すべての責任を自分一人で背負う覚悟を決めて、そこに賭けて決断を下すということは、やはり誰だってなかなか怖いことですし、勇気の要ることでもあります。

ですから私たちは「直感」などという覚束ないものよりも、「論理」という確固としたものを優先させる身振りが増えるわけですが、それは「社会的な保身」というリスクヘッジの観点から間違ってはいないのです。

ですが上の実験からも分かるように、「直感」というものは確かに取扱いは難しいかも知れませんが、決して価値が無いわけではありません。
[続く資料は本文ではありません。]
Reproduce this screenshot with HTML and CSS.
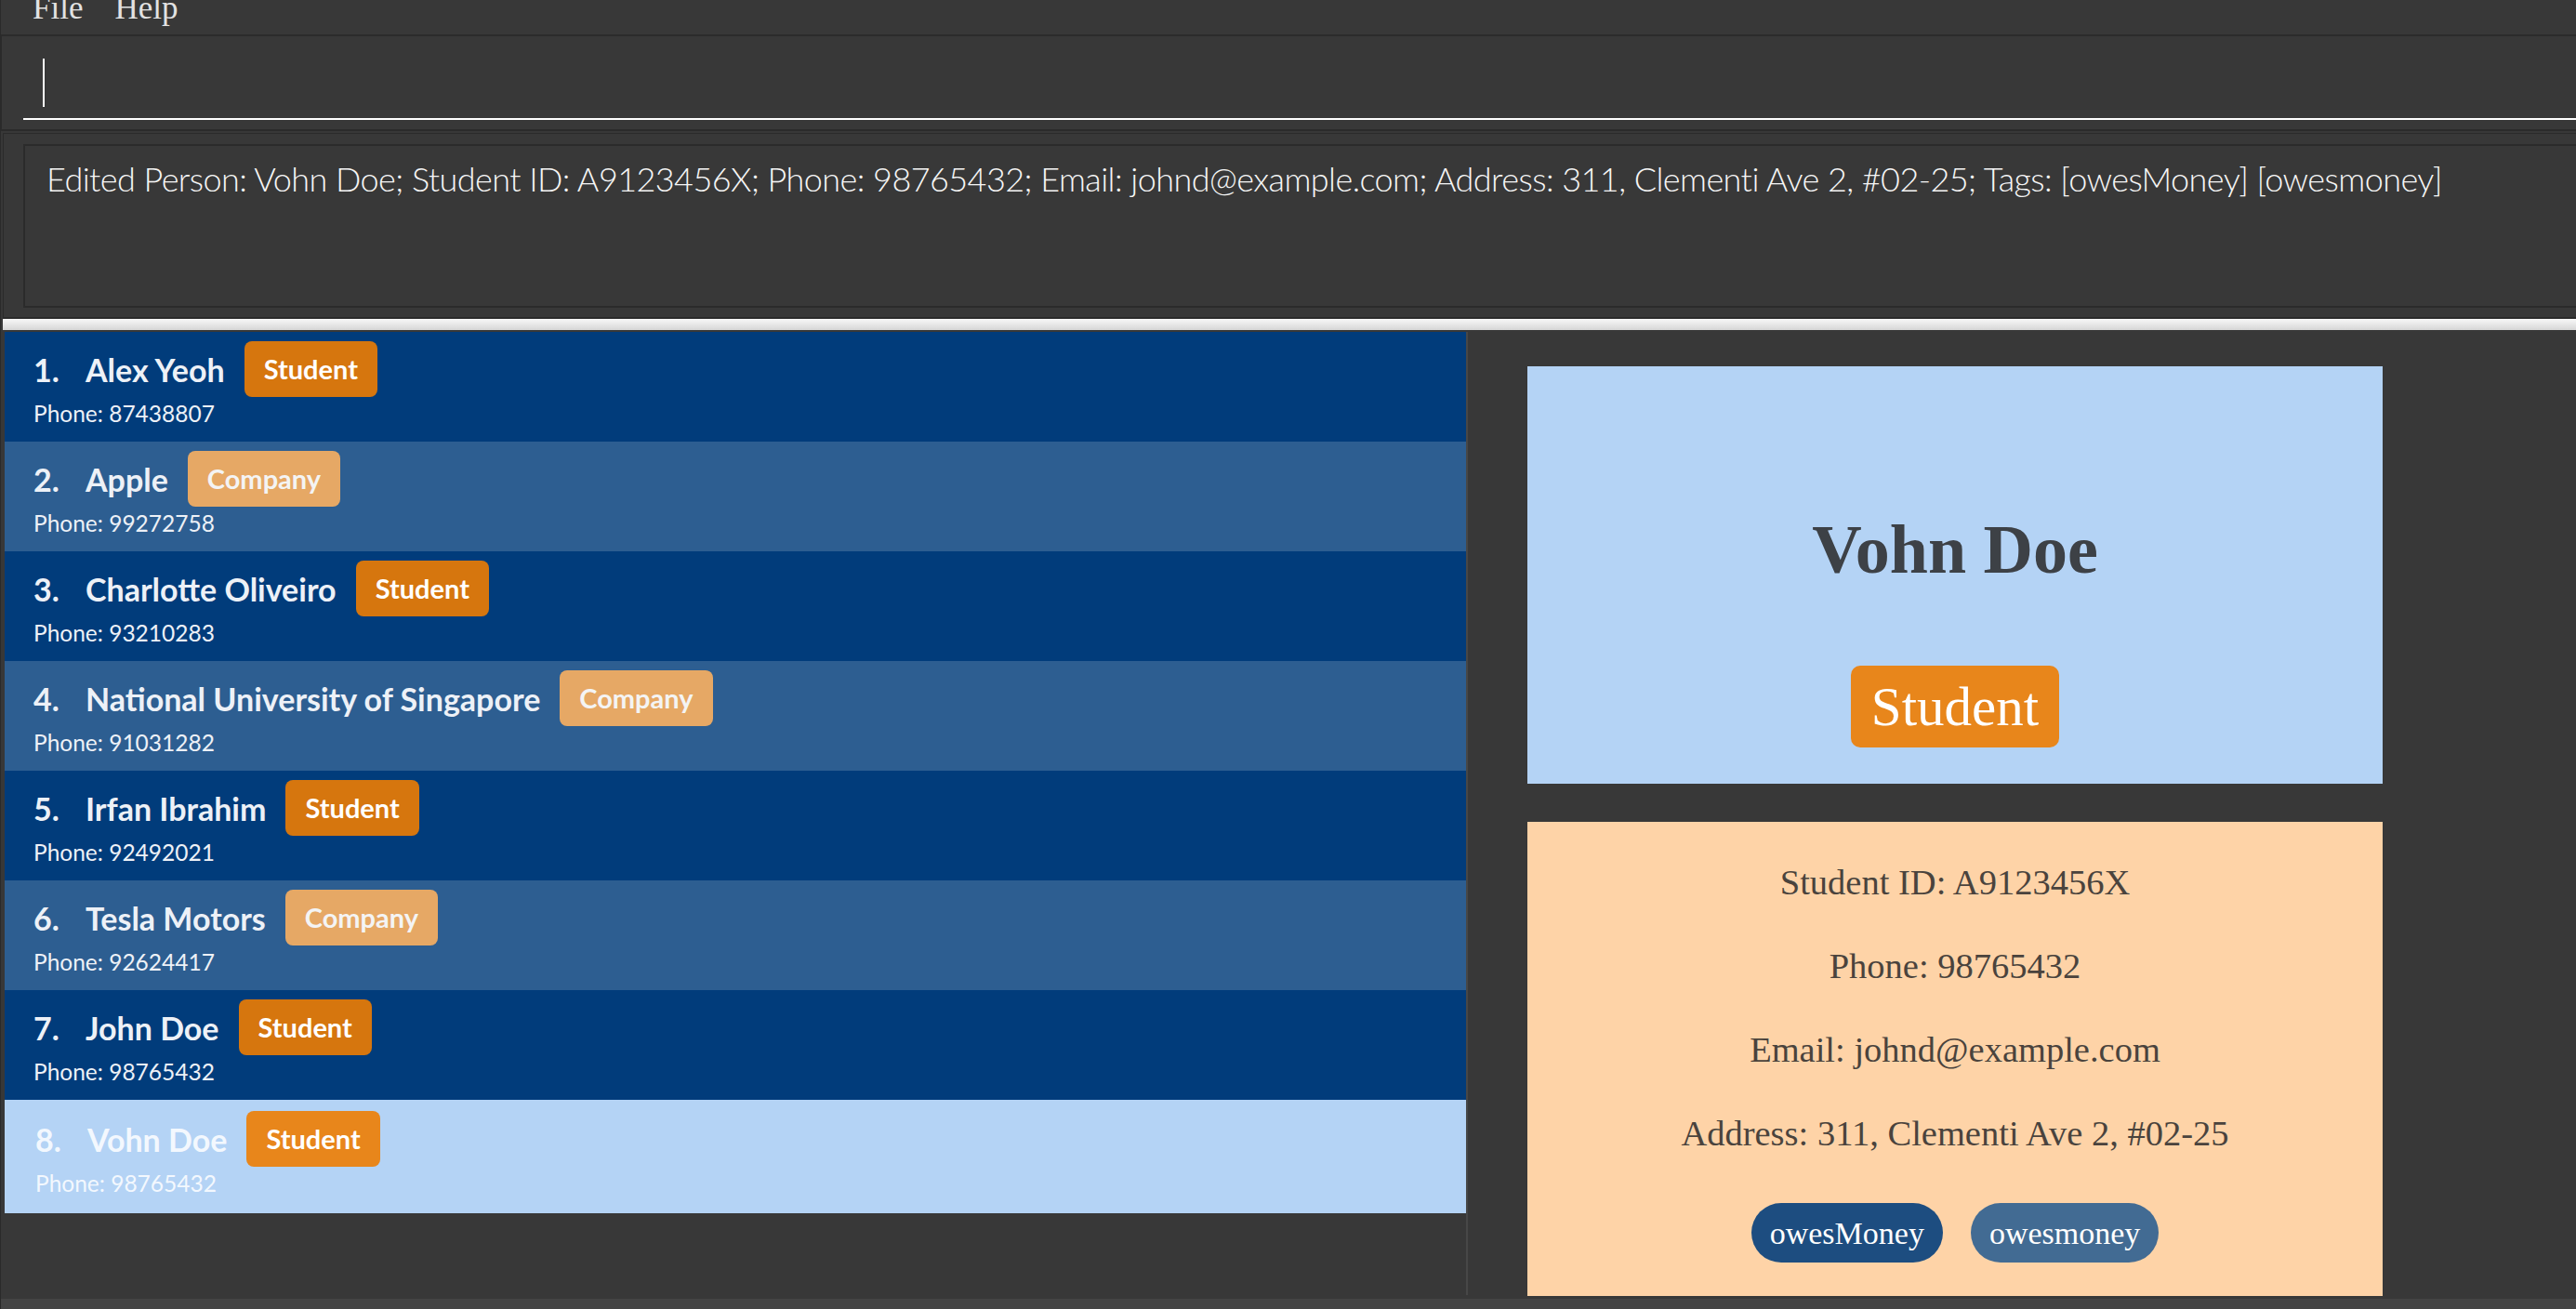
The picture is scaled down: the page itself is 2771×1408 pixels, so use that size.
FILE: index.html
```html
<!DOCTYPE html>
<html lang="en">
<head>
<meta charset="utf-8">
<title>Address App</title>
<link rel="stylesheet" href="styles.css">
</head>
<body>
<div class="app">
  <div class="menubar">
    <span class="menu-item">File</span>
    <span class="menu-item">Help</span>
  </div>
  <div class="command-box">
    <div class="command-field"><span class="caret"></span></div>
  </div>
  <div class="result-box">
    <div class="result-inner">Edited Person: Vohn Doe; Student ID: A9123456X; Phone: 98765432; Email: johnd@example.com; Address: 311, Clementi Ave 2, #02-25; Tags: [owesMoney] [owesmoney]</div>
  </div>
  <div class="splitter"></div>
  <div class="main">
    <div class="list-panel">
      <div class="row dark">
        <div class="row-head"><span class="index">1.</span><span class="name">Alex Yeoh</span><span class="badge student">Student</span></div>
        <div class="phone">Phone: 87438807</div>
      </div>
      <div class="row light">
        <div class="row-head"><span class="index">2.</span><span class="name">Apple</span><span class="badge company">Company</span></div>
        <div class="phone">Phone: 99272758</div>
      </div>
      <div class="row dark">
        <div class="row-head"><span class="index">3.</span><span class="name">Charlotte Oliveiro</span><span class="badge student">Student</span></div>
        <div class="phone">Phone: 93210283</div>
      </div>
      <div class="row light">
        <div class="row-head"><span class="index">4.</span><span class="name">National University of Singapore</span><span class="badge company">Company</span></div>
        <div class="phone">Phone: 91031282</div>
      </div>
      <div class="row dark">
        <div class="row-head"><span class="index">5.</span><span class="name">Irfan Ibrahim</span><span class="badge student">Student</span></div>
        <div class="phone">Phone: 92492021</div>
      </div>
      <div class="row light">
        <div class="row-head"><span class="index">6.</span><span class="name">Tesla Motors</span><span class="badge company">Company</span></div>
        <div class="phone">Phone: 92624417</div>
      </div>
      <div class="row dark">
        <div class="row-head"><span class="index">7.</span><span class="name">John Doe</span><span class="badge student">Student</span></div>
        <div class="phone">Phone: 98765432</div>
      </div>
      <div class="row selected">
        <div class="row-head"><span class="index">8.</span><span class="name">Vohn Doe</span><span class="badge student-selected">Student</span></div>
        <div class="phone">Phone: 98765432</div>
      </div>
    </div>
    <div class="divider"></div>
    <div class="detail-panel">
      <div class="card card-top">
        <div class="detail-name">Vohn Doe</div>
        <div class="detail-badge">Student</div>
      </div>
      <div class="card card-bottom">
        <div class="detail-line">Student ID: A9123456X</div>
        <div class="detail-line">Phone: 98765432</div>
        <div class="detail-line">Email: johnd@example.com</div>
        <div class="detail-line">Address: 311, Clementi Ave 2, #02-25</div>
        <div class="tags">
          <span class="tag tag-dark">owesMoney</span>
          <span class="tag tag-light">owesmoney</span>
        </div>
      </div>
    </div>
  </div>
  <div class="statusbar"></div>
</div>
</body>
</html>
```
FILE: styles.css
```css
* { box-sizing: border-box; }
html, body { margin: 0; padding: 0; }
body {
  background: #383838;
  width: 2771px;
  height: 1408px;
  overflow: hidden;
  font-family: "Lato", "Open Sans", sans-serif;
}
.app {
  height: 1408px;
  display: flex;
  flex-direction: column;
  border-left: 1px solid #2a2a2a;
}
.menubar {
  height: 37px;
  flex: none;
  display: flex;
  gap: 34px;
  padding-left: 34px;
  overflow: hidden;
  font-family: "Liberation Serif", "Times New Roman", serif;
  font-size: 35px;
  color: #e2e2e2;
}
.menu-item { line-height: 35px; margin-top: -9px; }

.command-box {
  flex: none;
  height: 104px;
  border-top: 2px solid #2b2b2b;
  border-bottom: 2px solid #2b2b2b;
  border-left: 1px solid #2b2b2b;
  padding-left: 23px;
}
.command-field {
  height: 90px;
  border-bottom: 2px solid #ffffff;
  padding: 24px 0 0 21px;
}
.caret { display: block; width: 2px; height: 52px; background: #ffffff; }

.result-box {
  flex: none;
  margin: 2px 0 0 2px;
  border-top: 1px solid #2b2b2b;
  border-left: 1px solid #2b2b2b;
  border-bottom: 2px solid #2b2b2b;
  padding: 11px 0 10px 21px;
}
.result-inner {
  height: 176px;
  border: 2px solid #2b2b2b;
  border-right: none;
  padding: 13px 0 0 23px;
  font-size: 36px;
  line-height: 44px;
  font-weight: 300;
  letter-spacing: -0.57px;
  color: #f6f6f6;
  white-space: nowrap;
  overflow: hidden;
}
.splitter {
  flex: none;
  height: 12px;
  margin: 0 0 2px 2px;
  background: linear-gradient(#f8f8f8, #d6d6d6);
}

.main {
  flex: 1;
  min-height: 0;
  display: flex;
  padding-left: 4px;
}
.list-panel { width: 1572px; flex: none; }
.divider { width: 2px; flex: none; background: #474747; margin-bottom: 4px; }
.detail-panel { flex: 1; padding: 37px 0 0 64px; }

.row {
  height: 118px;
  padding: 10px 0 0 31px;
  color: #edf1f7;
}
.row.dark { background: #013c7b; }
.row.light { background: #2d5e91; }
.row.selected {
  height: 122px;
  padding: 12px 0 0 33px;
  background: #b4d3f5;
  color: #f3f8fe;
}
.row-head { display: flex; align-items: center; height: 60px; }
.index { width: 56px; font-size: 34px; font-weight: 700; }
.name { font-size: 34px; font-weight: 700; }
.badge {
  margin-left: 21px;
  height: 60px;
  line-height: 60px;
  padding: 0 21px;
  border-radius: 8px;
  font-size: 29px;
  font-weight: 700;
  color: #ffffff;
}
.badge.student { background: #d6760e; }
.badge.company { background: #e6a865; color: #f4f4f4; }
.badge.student-selected { background: #e8861b; }
.phone { margin-top: 3px; font-size: 24.5px; line-height: 30px; }

.card {
  width: 920px;
  font-family: "Liberation Serif", "Times New Roman", serif;
  display: flex;
  flex-direction: column;
  align-items: center;
}
.card-top {
  height: 449px;
  background: #b4d3f5;
  padding-top: 157px;
}
.detail-name {
  font-size: 74px;
  font-weight: 700;
  line-height: 80px;
  color: #3d4146;
}
.detail-badge {
  margin-top: 85px;
  height: 88px;
  line-height: 88px;
  padding: 0 22px;
  border-radius: 10px;
  background: #e8861b;
  color: #ffffff;
  font-size: 59px;
}
.card-bottom {
  margin-top: 41px;
  height: 510px;
  background: #fed3a7;
  padding-top: 43px;
  gap: 46px;
  color: #4a433d;
  font-size: 38.5px;
  line-height: 44px;
}
.tags { display: flex; gap: 30px; margin-top: 7px; }
.tag {
  height: 64px;
  line-height: 66px;
  padding: 0 20px;
  border-radius: 32px;
  font-size: 34px;
  color: #ffffff;
}
.tag-dark { background: #1d4d80; }
.tag-light { background: #426b93; }

.statusbar { flex: none; height: 11px; background: #444444; }
```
とくに前提条件となるさまざまな環境要因が大きく変動するようなときには、さまざまな要素が変数だらけになってしまうわけで、そんなときに今までの「論理」だけで進めていこうとすると、一手遅れてしまったり、変数化した定数を「変わっていない」と勘違いして、誤った解を導き出してしまうことになりかねません。

つまり平時には頼りになった「論理」が、有事の際には役に立たなくなるかも知れないということであり、そしていま私たちの生きている世界は、とうに平時などではなく、有事であるかも知れないのです。

そもそもの規範としていたものが変数となるタームにおいては、「違和感」とか「何か引っかかる」とか「気が乗らない」とか、そういう未だ言語化されない感覚をいま一度振り返って、いま自分が何を感じているのか、向き合ってみることが必要なのだと思うのです。

世の環境が大きく変わるときには、「直感を活かす」ことが大事です。
直感を「信じる」のではなく「活かす」のです。
それが「ちょっと変でいる」という生き方でもあるでしょう。